Shares of HDFC Bank have come under sustained pressure this year, declining more than 26% and lagging both peers and the broader market, even as brokerages turn increasingly positive on the stock following the sharp correction.

The recent underperformance has prompted global brokerage JPMorgan to upgrade the stock to “Overweight” from “Neutral”, citing a more favourable risk-reward profile at current levels.

The firm has set a price target of ₹1,010, implying a potential upside of around 33% from current prices.

Separately, Jefferies has reiterated its “Buy” rating on the bank, maintaining a price target of ₹1,240, which implies an upside of about 64%.

Valuations hit multi-year lows

JPMorgan noted that HDFC Bank’s valuation has corrected to its lowest levels since the merger announcement in April 2022.

The stock is now trading at around 1.5 times its estimated FY28 price-to-book value, marking a 16-year low for the lender.

The bank’s decline has been significantly steeper compared to its peers.

While ICICI Bank has fallen about 8% year-to-date and the Nifty 50 is down roughly 13%, HDFC Bank has dropped over 24% in the same period.

As a result, the stock is now trading at a 17% discount to ICICI Bank on a 12-month forward price-to-book basis, a reversal from its historical premium, making valuations more attractive for investors.

Recovery drivers in focus

JPMorgan’s upgrade is based on three key factors that could support a turnaround in the stock’s performance.

First, the brokerage expects a recovery in system-wide credit growth, which could lift lending activity across the banking sector.

Second, it sees scope for improvement in return on assets as higher-cost borrowings are gradually replaced by lower-cost deposits, easing margin pressures.

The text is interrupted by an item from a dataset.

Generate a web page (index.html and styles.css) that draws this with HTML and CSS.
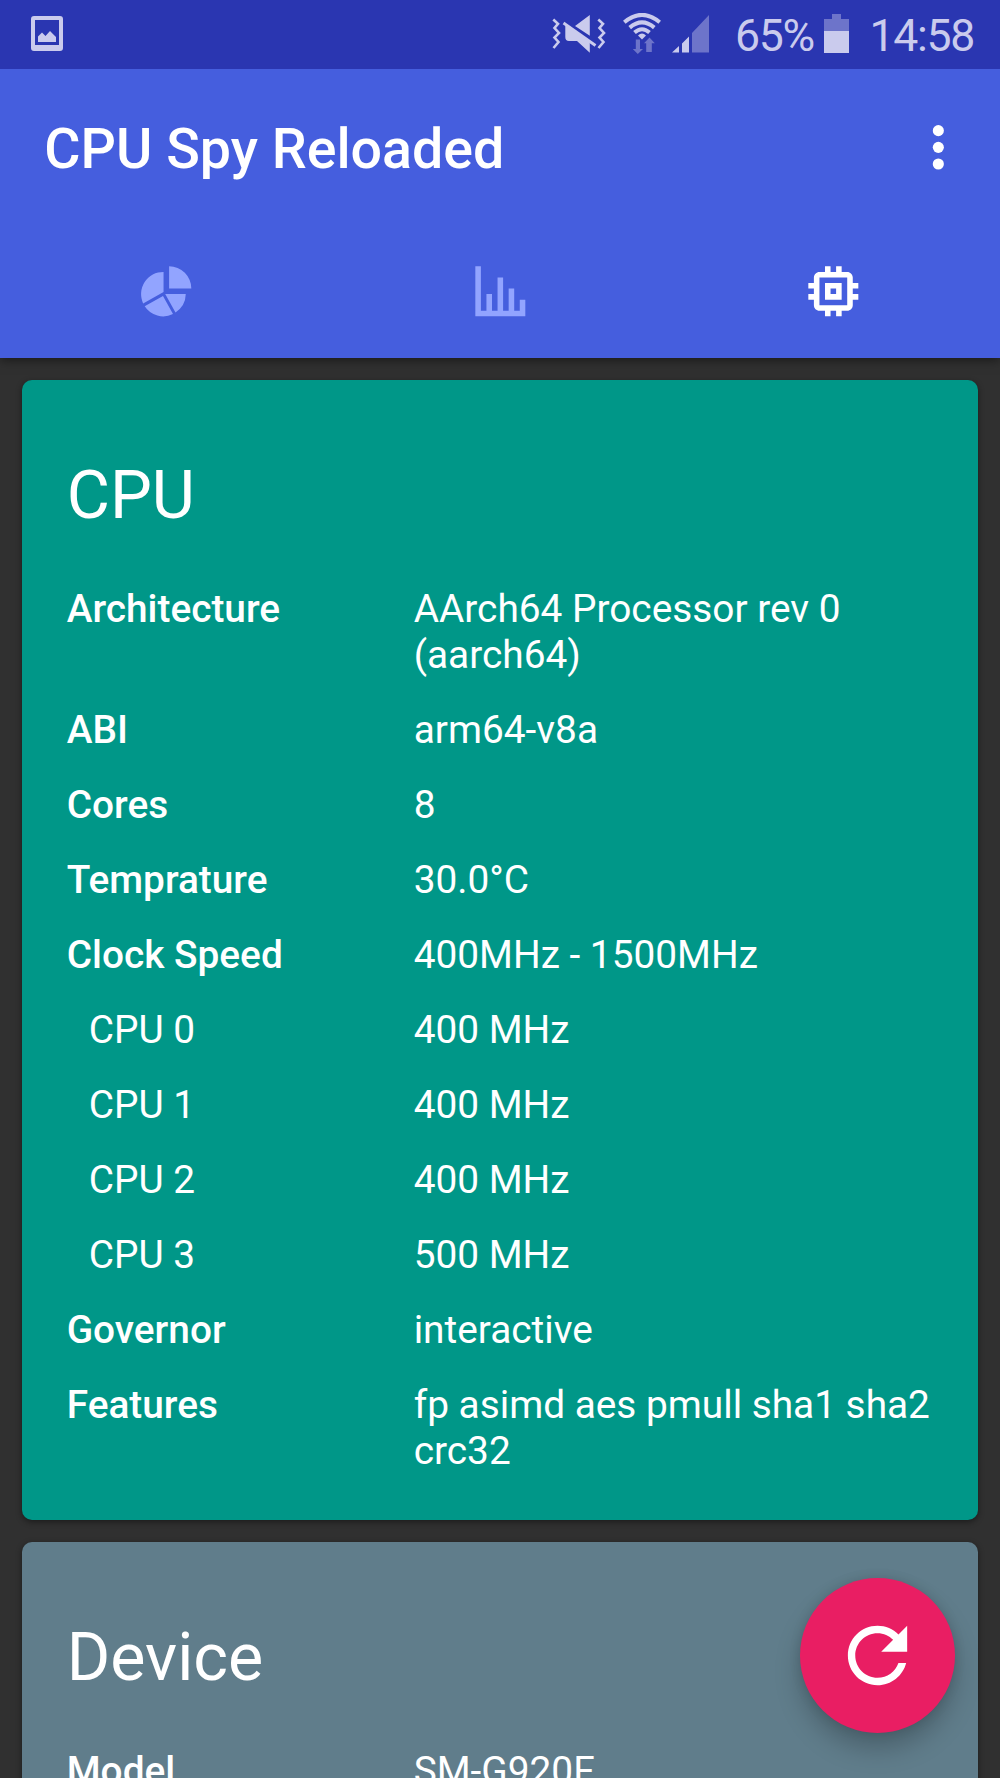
FILE: index.html
```html
<!DOCTYPE html>
<html lang="en">
<head>
<meta charset="utf-8">
<title>CPU Spy Reloaded</title>
<link rel="stylesheet" href="styles.css">
</head>
<body>
<div class="screen">
  <header class="header">
    <div class="status-bar">
      <svg class="status-photo" viewBox="0 0 32 35" fill="currentColor"><path fill-rule="evenodd" d="M3 0H29a3 3 0 0 1 3 3V32a3 3 0 0 1-3 3H3a3 3 0 0 1-3-3V3a3 3 0 0 1 3-3ZM4 4V29H28V4Z"/><path d="M7 26V20.5L11 16.5L14.5 20L19 15L25 21V26Z"/></svg>
      <div class="status-right">
        <svg class="status-mute" viewBox="0 0 54 38" fill="currentColor"><g fill="none" stroke="currentColor" stroke-width="2.6"><path d="M1.3 4.5L6 8.8L2.5 13L7 18L2.5 22.5L6.5 27L1.5 33"/><path d="M46.3 4.5L51 8.8L47.5 13L52 18L47.5 22.5L51.5 27L46.5 33"/></g><path d="M23 11L37.8 0V20.7ZM13.3 9.3L37.8 26.5V37.7L25 26H17Q13.3 26 13.3 22Z"/><path fill="none" stroke="currentColor" stroke-width="2.8" d="M11.5 8L43.5 30.5"/></svg>
        <svg class="status-wifi" viewBox="0 0 38 42" fill="none" stroke="currentColor"><g stroke-width="4"><path d="M1.3 9.2Q19 -5.5 36.7 9.2"/><path d="M6.7 14.6Q19 4.2 31.3 14.6"/><path d="M11.5 19.5Q19 13 26.5 19.5"/></g><path fill="currentColor" stroke="none" d="M15 22.5Q19 18.5 23 22.5L19 26.5Z"/><path fill="currentColor" fill-opacity=".42" stroke="none" d="M12.8 26.5H17V36H20L14.8 41L9.8 36H12.8ZM26.5 24.5L31.8 30.2H28.8V39H23.2V30.2H21Z"/></svg>
        <svg class="status-signal" viewBox="0 0 38 38" fill="currentColor"><path d="M0 37.5L7 31V37.5ZM10 28.5L17 21.5V37.5H10Z"/><path fill-opacity=".42" d="M20 18L37 0V37.5H20Z"/></svg>
        <span class="status-text percent">65%</span>
        <svg class="status-battery" viewBox="0 0 25 39" fill="currentColor"><path fill-opacity=".42" d="M8 0H17V5H25V17H0V5H8Z"/><path d="M0 17H25V39H0Z"/></svg>
        <span class="status-text">14:58</span>
      </div>
    </div>
    <div class="toolbar">
      <h1 class="app-title">CPU Spy Reloaded</h1>
      <svg class="icon" viewBox="0 0 24 24" fill="currentColor"><circle cx="12" cy="6" r="2"/><circle cx="12" cy="12" r="2"/><circle cx="12" cy="18" r="2"/></svg>
    </div>
    <nav class="tabs">
      <div class="tab"><svg class="icon" viewBox="0 0 24 24" fill="currentColor"><path d="M13 3V11H21A8 8 0 0 0 13 3ZM11 5A8 8 0 0 0 3.65 16.35L11 12.2ZM11.6 13L15.3 19.6A8 8 0 0 0 19 13ZM10.8 13.7L4.2 17.4A8 8 0 0 0 14.4 20.2Z"/></svg></div>
      <div class="tab"><svg class="icon" viewBox="0 0 24 24" fill="currentColor"><path d="M3 3H5V19H7V13H9V19H11V7H13V19H15V11H17V19H19V15H21V21H3Z"/></svg></div>
      <div class="tab tab-active"><svg class="icon" viewBox="0 0 24 24" fill="currentColor"><path d="M15 9H9v6h6V9zm-2 4h-2v-2h2v2zm8-2V9h-2V7c0-1.1-.9-2-2-2h-2V3h-2v2h-2V3H9v2H7c-1.1 0-2 .9-2 2v2H3v2h2v2H3v2h2v2c0 1.1.9 2 2 2h2v2h2v-2h2v2h2v-2h2c1.1 0 2-.9 2-2v-2h2v-2h-2v-2h2zm-4 6H7V7h10v10z"/></svg></div>
    </nav>
  </header>
  <main class="cards">
    <section class="card card-cpu">
      <h2 class="card-title">CPU</h2>
      <dl class="specs">
        <dt>Architecture</dt><dd>AArch64 Processor rev 0 (aarch64)</dd>
        <dt>ABI</dt><dd>arm64-v8a</dd>
        <dt>Cores</dt><dd>8</dd>
        <dt>Temprature</dt><dd>30.0°C</dd>
        <dt>Clock Speed</dt><dd>400MHz - 1500MHz</dd>
        <dt class="sub">CPU 0</dt><dd>400 MHz</dd>
        <dt class="sub">CPU 1</dt><dd>400 MHz</dd>
        <dt class="sub">CPU 2</dt><dd>400 MHz</dd>
        <dt class="sub">CPU 3</dt><dd>500 MHz</dd>
        <dt>Governor</dt><dd>interactive</dd>
        <dt>Features</dt><dd>fp asimd aes pmull sha1 sha2 crc32</dd>
      </dl>
    </section>
    <section class="card card-device">
      <h2 class="card-title">Device</h2>
      <dl class="specs">
        <dt>Model</dt><dd>SM-G920F</dd>
      </dl>
    </section>
  </main>
  <button class="fab" aria-label="Refresh"><svg class="fab-icon" viewBox="0 0 24 24" fill="currentColor"><path d="M17.65 6.35C16.2 4.9 14.21 4 12 4c-4.42 0-7.99 3.58-7.99 8s3.57 8 7.99 8c3.73 0 6.84-2.55 7.73-6h-2.08c-.82 2.33-3.04 4-5.65 4-3.31 0-6-2.69-6-6s2.69-6 6-6c1.66 0 3.14.69 4.22 1.78L13 11h7V4z"/></svg></button>
</div>
</body>
</html>
```
FILE: styles.css
```css
* { box-sizing: border-box; }
body { margin: 0; background: #303030; font-family: Roboto, sans-serif; color: #fff; }
svg { display: block; flex: none; }
h1, h2, dl, dd { margin: 0; }

.screen { position: relative; width: 1000px; height: 1778px; overflow: hidden; }

.header { position: relative; height: 358px; background: #455ede; box-shadow: 0 2px 10px rgba(0, 0, 0, .5); }
.status-bar { display: flex; justify-content: space-between; height: 69px; padding: 0 26px 0 31px; background: #2a36b1; color: #cacbed; }
.status-photo { width: 32px; height: 35px; margin-top: 16px; }
.status-right { display: flex; align-items: flex-start; }
.status-mute { width: 54px; height: 38px; margin: 15px 17px 0 0; }
.status-wifi { width: 38px; height: 42px; margin: 13px 11px 0 0; }
.status-signal { width: 38px; height: 38px; margin: 15px 25px 0 0; }
.status-battery { width: 25px; height: 39px; margin: 14px 20px 0 0; }
.status-text { font-size: 44.6px; line-height: 52px; letter-spacing: -1.3px; margin-top: 10px; }
.percent { margin-right: 10.5px; }

.toolbar { display: flex; align-items: center; justify-content: space-between; height: 156px; padding: 0 28px 0 44.3px; }
.app-title { padding-top: 4px; font-size: 55.56px; font-weight: 500; line-height: 66px; }
.icon { width: 66.67px; height: 66.67px; }
.tabs { display: grid; grid-template-columns: repeat(3, 1fr); height: 133px; }
.tab { display: flex; align-items: center; justify-content: center; color: #92a4ff; }
.tab-active { color: #fff; }

.cards { display: flex; flex-direction: column; gap: 22px; padding: 22px 22.2px 0; }
.card { height: 1140px; flex: none; padding: 76px 40px 0 44.5px; border-radius: 10px; box-shadow: 0 2px 6px rgba(0, 0, 0, .45); }
.card-cpu { background: #009788; }
.card-device { background: #607d8b; }
.card-title { font-size: 66.4px; font-weight: 400; line-height: 78px; margin-bottom: 52.4px; }
.specs { display: grid; grid-template-columns: 347px 1fr; row-gap: 29px; font-size: 38.8px; line-height: 46px; }
dt { font-weight: 500; }
.sub { padding-left: 22px; font-weight: 400; }

.fab { position: absolute; right: 44.8px; bottom: 44.8px; width: 155px; height: 155px; display: grid; place-items: center; padding: 0; border: 0; border-radius: 50%; background: #e91e63; color: #fff; box-shadow: 0 16px 26px rgba(0, 0, 0, .22), 0 0 12px rgba(0, 0, 0, .12); }
.fab-icon { width: 89px; height: 89px; }
```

Third, the bank’s strong track record in asset quality reviews and its robust liability franchise position it well in a volatile macro environment, where investors typically favour large, well-capitalised lenders.

The brokerage added that while a tight deposit environment may continue to weigh on earnings in the near term, with its FY26–FY28 estimates slightly below consensus, much of this risk appears to be already priced in.

Jefferies lists lender among top picks in the sector

The brokerage continues to list the lender among its top picks in the sector.

Jefferies highlighted that the stock’s recent underperformance has been driven by concerns over leadership transitions and the potential impact of geopolitical tensions in West Asia.

The unexpected resignation of part-time chairman Atanu Chakraborty earlier this month added to investor uncertainty.

Chakraborty cited differences related to “values and ethics”, triggering a sharp sell-off that wiped out billions in market value over a few trading sessions.

Although the bank and regulators have clarified that there are no governance or financial irregularities, the episode has kept investor sentiment cautious.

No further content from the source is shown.